On a vu d’authentiques misanthropes réussir dans la vie. Si ce n’est pas déjà fait, penchez-vous sur le travail de Jean-Pierre Bacri, délicieux quand on a, comme vous, tant de rancœur envers la société.

Je ne sais pas si vous avez déjà mis ce mot sur votre état, votre façon d’être: «misanthrope». Mais si vous décidez d’aller chercher sur internet en l’utilisant comme mot-clé, vous découvrirez que vous n’êtes pas seul dans votre solitude. Peut-être que lire les témoignages de ces autres, à la fois similaires et différents de vous, serait un moyen de mieux vous comprendre et de mieux savoir ce que vous désirez. Car actuellement, vous me semblez partagé entre le désir de rencontrer quelqu’un, de vivre une vie «normale» et votre détestation du genre humain.

Je peux vous dire que les gens valent mieux que vous ne le pensez. Les psys, les avocats, les filles qui s’inscrivent sur des sites de rencontre, vos amis, vos collègues, votre famille, tous ont des parts sombres, des souvenirs, des traumatismes que vous ne soupçonnez même pas. Ils ont tous une richesse, plus ou moins enfouie. Et vous aussi. Vous n’êtes ni dispensable, ni invisible, et vous avez bien sûr une valeur. Mais je crois que vous le savez et que vous n’avez peut-être pas envie de changer d’avis, de vous laisser toucher par les autres, d’être ému. Si c’est effectivement le cas, alors personne, et surtout pas moi, ne peut vous y contraindre.
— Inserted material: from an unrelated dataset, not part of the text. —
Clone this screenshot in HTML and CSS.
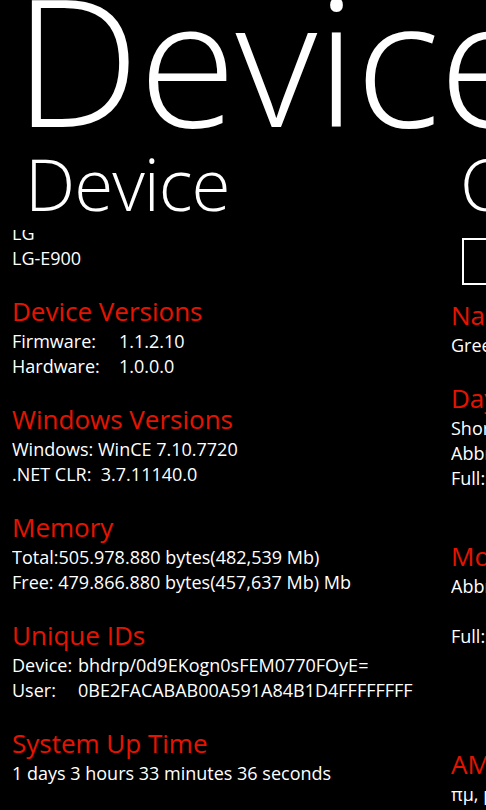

Dans votre message, je trouve que vous vous placez en victime: vous justifiez vos sentiments par la stupidité, la passivité et l’agressivité des autres. Méprisez autant que vous le voulez, cela ne regarde que vous, mais ne soyez pas lâche en vous complaisant dans votre malheur, en blâmant les autres, ce qu'ils ne font pas, ce qu'ils vous ont fait. Et si vous décidez finalement de vous assumer comme tel, arrêtez aussi vos tentatives désespérées pour entrer dans la norme, ne faites que des choses qui vous conviennent à vous, et uniquement à vous. Je parie que vous en gagnerez en tranquillité d’esprit et que vous vous épargnerez un stress inutile.